3. Using TCP keepalive under Linux

Linux has built-in support for keepalive. You need to enable TCP/IP networking in order to use it. You also need procfs support and sysctl support to be able to configure the kernel parameters at runtime.

The procedures involving keepalive use three user-driven variables:

tcp_keepalive_time

the interval between the last data packet sent (simple ACKs are not considered data) and the first keepalive probe; after the connection is marked to need keepalive, this counter is not used any further

tcp_keepalive_intvl

the interval between subsequential keepalive probes, regardless of what the connection has exchanged in the meantime

tcp_keepalive_probes

the number of unacknowledged probes to send before considering the connection dead and notifying the application layer

Remember that keepalive support, even if configured in the kernel, is not the default behavior in Linux. Programs must request keepalive control for their sockets using the setsockopt interface. There are relatively few programs implementing keepalive, but you can easily add keepalive support for most of them following the instructions explained later in this document.

3.1. Configuring the kernel

There are two ways to configure keepalive parameters inside the kernel via userspace commands:

We mainly discuss how this is accomplished on the procfs interface because it's the most used, recommended and the easiest to understand. The sysctl interface, particularly regarding the sysctl(2) syscall and not the sysctl(8) tool, is only here for the purpose of background knowledge.

3.1.1. The procfs interface

This interface requires both sysctl and procfs to be built into the kernel, and procfs mounted somewhere in the filesystem (usually on /proc, as in the examples below). You can read the values for the actual parameters by "catting" files in /proc/sys/net/ipv4/ directory:


  # cat /proc/sys/net/ipv4/tcp_keepalive_time
  7200

  # cat /proc/sys/net/ipv4/tcp_keepalive_intvl
  75

  # cat /proc/sys/net/ipv4/tcp_keepalive_probes
  9
        

The first two parameters are expressed in seconds, and the last is the pure number. This means that the keepalive routines wait for two hours (7200 secs) before sending the first keepalive probe, and then resend it every 75 seconds. If no ACK response is received for nine consecutive times, the connection is marked as broken.

Modifying this value is straightforward: you need to write new values into the files. Suppose you decide to configure the host so that keepalive starts after ten minutes of channel inactivity, and then send probes in intervals of one minute.

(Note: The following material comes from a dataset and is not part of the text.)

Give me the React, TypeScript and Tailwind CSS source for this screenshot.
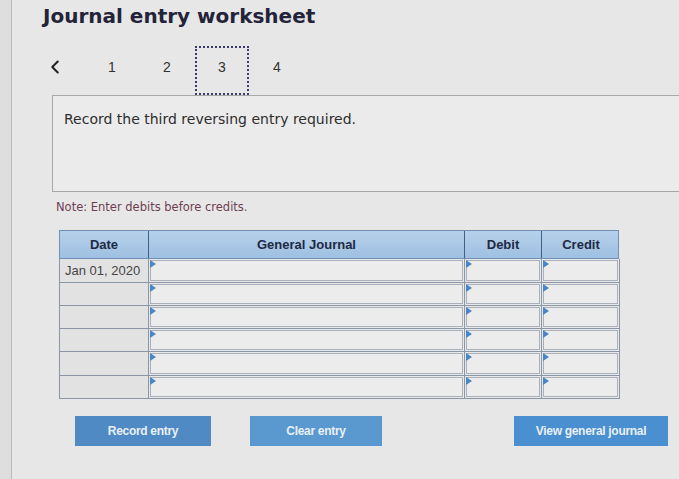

Because of the high instability of our network trunk and the low value of the interval, suppose you also want to increase the number of probes to 20.

Here's how we would change the settings:


  # echo 600 > /proc/sys/net/ipv4/tcp_keepalive_time

  # echo 60 > /proc/sys/net/ipv4/tcp_keepalive_intvl

  # echo 20 > /proc/sys/net/ipv4/tcp_keepalive_probes
        

To be sure that all succeeds, recheck the files and confirm these new values are showing in place of the old ones.

Remember that procfs handles special files, and you cannot perform any sort of operation on them because they're just an interface within the kernel space, not real files, so try your scripts before using them, and try to use simple access methods as in the examples shown earlier.

You can access the interface through the sysctl(8) tool, specifying what you want to read or write.


  # sysctl \
  > net.ipv4.tcp_keepalive_time \
  > net.ipv4.tcp_keepalive_intvl \
  > net.ipv4.tcp_keepalive_probes
  net.ipv4.tcp_keepalive_time = 7200
  net.ipv4.tcp_keepalive_intvl = 75
  net.ipv4.tcp_keepalive_probes = 9
        

Note that sysctl names are very close to procfs paths. Write is performed using the -w switch of sysctl (8):


  # sysctl -w \
  > net.ipv4.tcp_keepalive_time=600 \
  > net.ipv4.tcp_keepalive_intvl=60 \
  > net.ipv4.tcp_keepalive_probes=20
  net.ipv4.tcp_keepalive_time = 600
  net.ipv4.tcp_keepalive_intvl = 60
  net.ipv4.tcp_keepalive_probes = 20
        

Note that sysctl (8) doesn't use sysctl(2) syscall, but reads and writes directly in the procfs subtree, so you will need procfs enabled in the kernel and mounted in the filesystem, just as you would if you directly accessed the files within the procfs interface. Sysctl(8) is just a different way to do the same thing.

3.1.2. The sysctl interface

There is another way to access kernel variables: sysctl(2 ) syscall. It can be useful when you don't have procfs available because the communication with the kernel is performed directly via syscall and not through the procfs subtree. There is currently no program that wraps this syscall (remember that sysctl(8) doesn't use it).

For more details about using sysctl(2) refer to the manpage.

3.2. Making changes persistent to reboot

There are several ways to reconfigure your system every time it boots up. First, remember that every Linux distribution has its own set of init scripts called by init (8). The most common configurations include the /etc/rc.d/ directory, or the alternative, /etc/init.d/. In any case, you can set the parameters in any of the startup scripts, because keepalive rereads the values every time its procedures need them. So if you change the value of tcp_keepalive_intvl when the connection is still up, the kernel will use the new value going forward.

There are three spots where the initialization commands should logically be placed: the first is where your network is configured, the second is the rc.local script, usually included in all distributions, which is known as the place where user configuration setups are done. The third place may already exist in your system. Referring back to the sysctl (8) tool, you can see that the -p switch loads settings from the /etc/sysctl.conf configuration file. In many cases your init script already performs the sysctl -p (you can "grep" it in the configuration directory for confirmation), and so you just have to add the lines in /etc/sysctl.conf to make them load at every boot. For more information about the syntax of sysctl.conf(5), refer to the manpage.